Dua negara raksasa penyumbang emisi GRK terbesar, Amerika Serikat dan Cina, sejak bulan Nopember tahun lalu telah bertemu dan menunjukkan niat baiknya untuk menyelesaikan isu perubahan iklim. Cina menyampaikan akan menurunkan emisi puncaknya (peak emission rate) pada tahun 2030; sementara AS menetapkan target reduksi emisinya sebesar 26-28% dibandingkan tingkat emisinya pada tahun 2005.

Walaupun masih jauh dari harapan, kedua negara tersebut sudah menunjukkan niat baiknya untuk memberikan perhatian terhadap masalah perubahan iklim global.

Selanjutnya, pada bulan Juni2015, EU dan Cina telah bersepakat untuk mencapai target penurunan emisi bersama melalui mekanisme perdagangan karbon dan teknologi hijau. Kemudian melalui pertemuan G7, Kanada dan Jepang sepakat untuk tidak menggunakan bahan bakar fosil paling lambat pada tahun 2100.

Pertemuan G20 yang tinggal menghitung hari, diharapkan juga akan menyinggung resiko finansial berkenaan dengan pengurangan penggunaan bahan bakar fosil. Diharapkan Saudi Arabia, AS, Rusia, India, Australia, dan Cina akan mengambil bagian dalam pertemuan ini.

Prognosa

Nampaknya COP-21 Paris akan berakhir dengan kesepakatan baru tentang arsitektur penanganan perubahan iklim pasca 2020.  Namun demikian pertanyaannya adalah bagaimana ambisi untuk mereduksi emisi tsb akan dicapai?

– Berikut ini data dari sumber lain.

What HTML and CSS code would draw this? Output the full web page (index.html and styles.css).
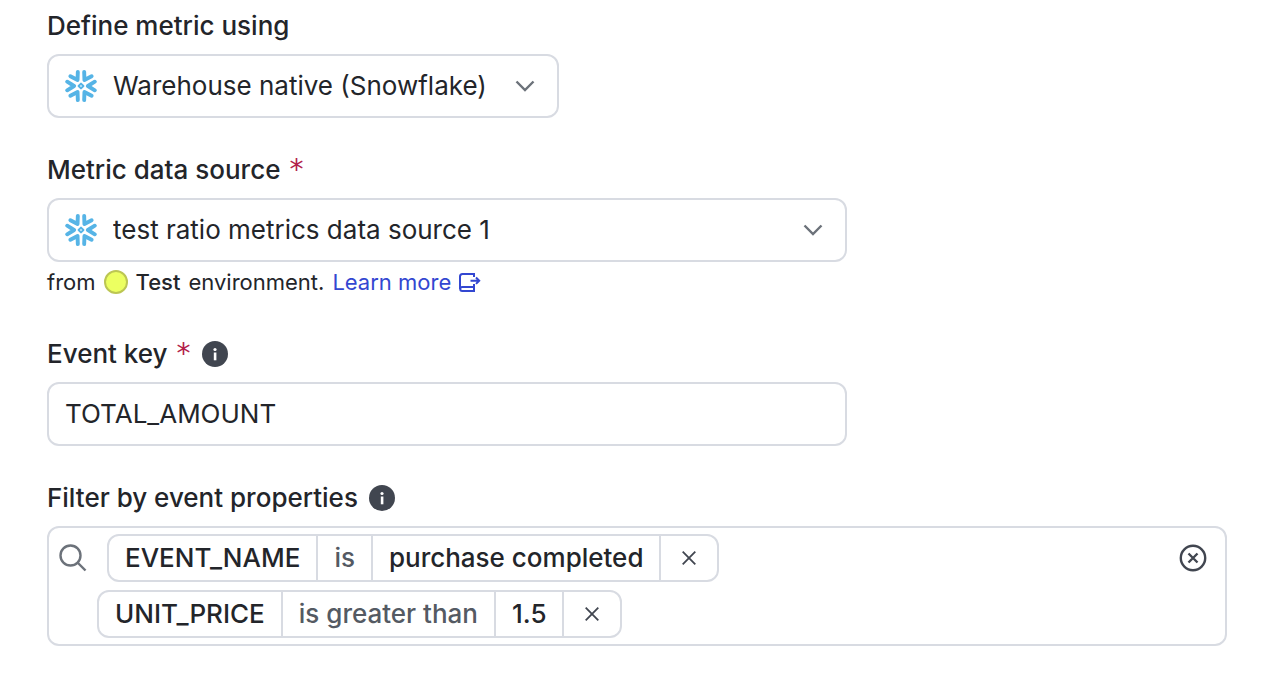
FILE: index.html
```html
<!DOCTYPE html>
<html lang="en">

<head>
    <meta charset="utf-8">
    <title>Metric definition</title>
    <link rel="stylesheet" href="styles.css">
</head>

<body>

    <!-- Shared icons -->
    <svg class="sprite" aria-hidden="true">
        <symbol id="snowflake" viewBox="-16 -17 32 34">
            <g fill="none" stroke="#56b4e6" stroke-width="3.9" stroke-linecap="round" stroke-linejoin="round">
                <path id="arm" d="M-13.800-4.300L-6.900 0l-6.900 4.300" />
                <use href="#arm" transform="rotate(60)" />
                <use href="#arm" transform="rotate(120)" />
                <use href="#arm" transform="rotate(180)" />
                <use href="#arm" transform="rotate(240)" />
                <use href="#arm" transform="rotate(300)" />
                <path d="M0-2.4L2.4 0 0 2.4-2.4 0z" stroke-width="2" />
            </g>
        </symbol>
        <symbol id="chevron" viewBox="0 0 20 12">
            <path d="M1.500 1.500L10 10l8.500-8.500" fill="none" stroke="#6c727a" stroke-width="2.4" />
        </symbol>
        <symbol id="info" viewBox="0 0 26 26">
            <circle cx="13" cy="13" r="13" fill="#414650" />
            <circle cx="13" cy="8.500" r="1.600" fill="#fff" />
            <path d="M11.800 11.500h2.600v7.800h-2.600z" fill="#fff" />
        </symbol>
        <symbol id="cross" viewBox="0 0 14 14">
            <path d="M.7.7l12.600 12.600M13.300.7L.7 13.300" fill="none" stroke="#414650" stroke-width="1.8" />
        </symbol>
    </svg>

    <form class="metric-form">
        <div class="field">
            <label class="label" for="definition">Define metric using</label>
            <div class="select select-small">
                <svg class="select-logo"><use href="#snowflake" /></svg>
                <select id="definition" class="control">
                    <option>Warehouse native (Snowflake)</option>
                </select>
                <svg class="select-chevron"><use href="#chevron" /></svg>
            </div>
        </div>

        <div class="field">
            <label class="label" for="source">Metric data source <span class="required">*</span></label>
            <div class="select">
                <svg class="select-logo"><use href="#snowflake" /></svg>
                <select id="source" class="control">
                    <option>test ratio metrics data source 1</option>
                </select>
                <svg class="select-chevron"><use href="#chevron" /></svg>
            </div>
            <div class="hint">
                <span>from</span>
                <span class="env-dot"></span>
                <strong>Test</strong>
                <span>environment.</span>
                <a href="#">Learn more
                    <svg class="link-icon" viewBox="0 0 22 20" fill="none" stroke="#3347d1" stroke-width="2">
                        <path d="M15 5V2H3.500C2 2 1 3 1 4.500V17" />
                        <path d="M15 12v7H3.200a2 2 0 0 1 0-4H15" />
                        <path d="M11.500 8.700H20M17 5.500l3.200 3.200L17 11.900" />
                    </svg>
                </a>
            </div>
        </div>

        <div class="field">
            <div class="label">
                <label class="label-text" for="event-key">Event key <span class="required">*</span></label>
                <svg class="info"><use href="#info" /></svg>
            </div>
            <input id="event-key" class="control" type="text" value="TOTAL_AMOUNT">
        </div>

        <div class="field field-wide">
            <div class="label">
                <span>Filter by event properties</span>
                <svg class="info"><use href="#info" /></svg>
            </div>
            <div class="filter">
                <svg class="search" viewBox="0 0 28 28" fill="none" stroke="#6c727a" stroke-width="2.400">
                    <circle cx="11.500" cy="11.500" r="10" />
                    <path d="M18.500 18.500l8 8" />
                </svg>
                <ul class="chips">
                    <li class="chip chip-first">
                        <span>EVENT_NAME</span>
                        <span class="operator">is</span>
                        <span>purchase completed</span>
                        <button type="button" aria-label="Remove EVENT_NAME"><svg><use href="#cross" /></svg></button>
                    </li>
                    <li class="chip">
                        <span>UNIT_PRICE</span>
                        <span class="operator">is greater than</span>
                        <span>1.5</span>
                        <button type="button" aria-label="Remove UNIT_PRICE"><svg><use href="#cross" /></svg></button>
                    </li>
                </ul>
                <button type="button" class="clear" aria-label="Clear filters">
                    <svg viewBox="0 0 28 28" fill="none" stroke="#414650" stroke-width="2.400">
                        <circle cx="14" cy="14" r="12.200" />
                        <path d="M9.500 9.500l9 9M18.500 9.500l-9 9" />
                    </svg>
                </button>
            </div>
        </div>
    </form>

</body>

</html>
```

FILE: styles.css
```css
* {
    box-sizing: border-box;
}

body {
    font-family: Inter, sans-serif;
    font-size: 26px;
    margin: 0;
    background-color: #fff;
    color: #23252a;
}

.sprite {
    position: absolute;
    width: 0;
    height: 0;
}

.metric-form {
    display: flex;
    flex-direction: column;
    gap: 32px;
    padding: 6px 45px 30px 47px;
}

.field {
    max-width: 800px;
}

.field-wide {
    max-width: none;
}

.label {
    display: flex;
    align-items: center;
    gap: 11px;
    height: 40px;
    line-height: 40px;
    margin-bottom: 8px;
    font-weight: 500;
}

label.label,
.label-text {
    display: flex;
    align-items: center;
    gap: 9px;
}

/* DejaVu has the six-armed asterisk */
.required {
    color: #b3224a;
    font-family: "DejaVu Sans", sans-serif;
    font-size: 28px;
    font-weight: 400;
}

.info {
    width: 26px;
    height: 26px;
}

.control {
    display: block;
    width: 100%;
    height: 64px;
    padding: 0 16px 2px;
    border: 2px solid #d8dbe2;
    border-radius: 12px;
    background-color: #fff;
    color: inherit;
    font: inherit;
    appearance: none;
}

.select {
    position: relative;
}

.select-small {
    max-width: 512px;
}

.select .control {
    padding: 0 64px 2px;
}

/* Icons lie over the select box */
.select-logo,
.select-chevron {
    position: absolute;
    pointer-events: none;
}

.select-logo {
    top: 15px;
    left: 18px;
    width: 32px;
    height: 34px;
}

.select-chevron {
    top: 26px;
    right: 24px;
    width: 20px;
    height: 12px;
}

/* Environment hint */
.hint {
    display: flex;
    align-items: center;
    gap: 8px;
    font-size: 22px;
    line-height: 40px;
}

.hint strong {
    font-weight: 500;
}

.env-dot {
    width: 24px;
    height: 24px;
    border: 2px solid #bcc653;
    border-radius: 50%;
    background-color: #ecff61;
}

.hint a {
    display: flex;
    align-items: center;
    gap: 8px;
    color: #3347d1;
    text-decoration: none;
}

.link-icon {
    width: 22px;
    height: 20px;
}

/* Event property filter */
.filter {
    display: flex;
    align-items: flex-start;
    gap: 10px;
    padding: 6px 18px 6px 10px;
    border: 2px solid #d8dbe2;
    border-radius: 12px;
}

.search {
    flex: none;
    width: 28px;
    height: 28px;
    margin-top: 10px;
}

.chips {
    display: flex;
    flex-direction: column;
    align-items: flex-start;
    flex: 1;
    gap: 8px;
    margin: 0;
    padding: 0;
    list-style: none;
}

.chip {
    display: flex;
    height: 48px;
    border: 2px solid #d8dbe2;
    border-radius: 12px;
    line-height: 44px;
    font-weight: 500;
}

.chip-first {
    margin-left: 10px;
}

.chip span {
    padding: 0 16px;
    border-right: 2px solid #d8dbe2;
}

.chip .operator {
    color: #545a63;
}

button {
    display: flex;
    align-items: center;
    justify-content: center;
    padding: 0;
    border: none;
    background: none;
    cursor: pointer;
}

.chip button {
    width: 56px;
}

.chip svg {
    width: 14px;
    height: 14px;
}

.clear {
    width: 28px;
    height: 48px;
}

.clear svg {
    width: 28px;
    height: 28px;
}
```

Suasana salah satu perundingan perubahan iklim Conference of Parties (COP) ke-19 di Warsawa, Polandia pada Desember 2013. Foto : Jay Fajar
Suasana salah satu perundingan perubahan iklim Conference of Parties (COP) ke-19 di Warsawa, Polandia pada Desember 2013. Foto : Jay Fajar

Kelompok pesimistik mengkhawatirkan perdebatan panjang yang tiada berujung antara para negosiator, sementara para pengambil kebijakan seringkali berada di luar arena negosiasi. Maka kesimpulannya adalah jangan terlalu berharap bahwa kesepakatan Paris menjadi satu-satunya solusi perubahan iklim.

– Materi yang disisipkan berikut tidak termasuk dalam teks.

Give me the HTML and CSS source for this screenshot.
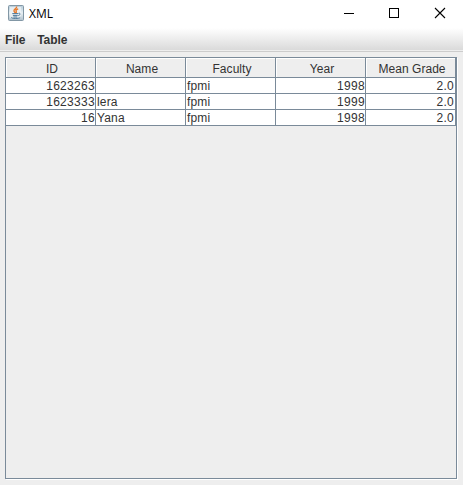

Paris hanyalah salah satu upaya global. Upaya ini akan memakan waktu lama untuk mencapai apa yang diharapkan kita semua. Yang terpenting adalah bagaimana membuat semua pihak terus bergerak maju pada arah yang sama. Inilah yang akan menjadi kritis ketika kita semua berada di Paris nanti.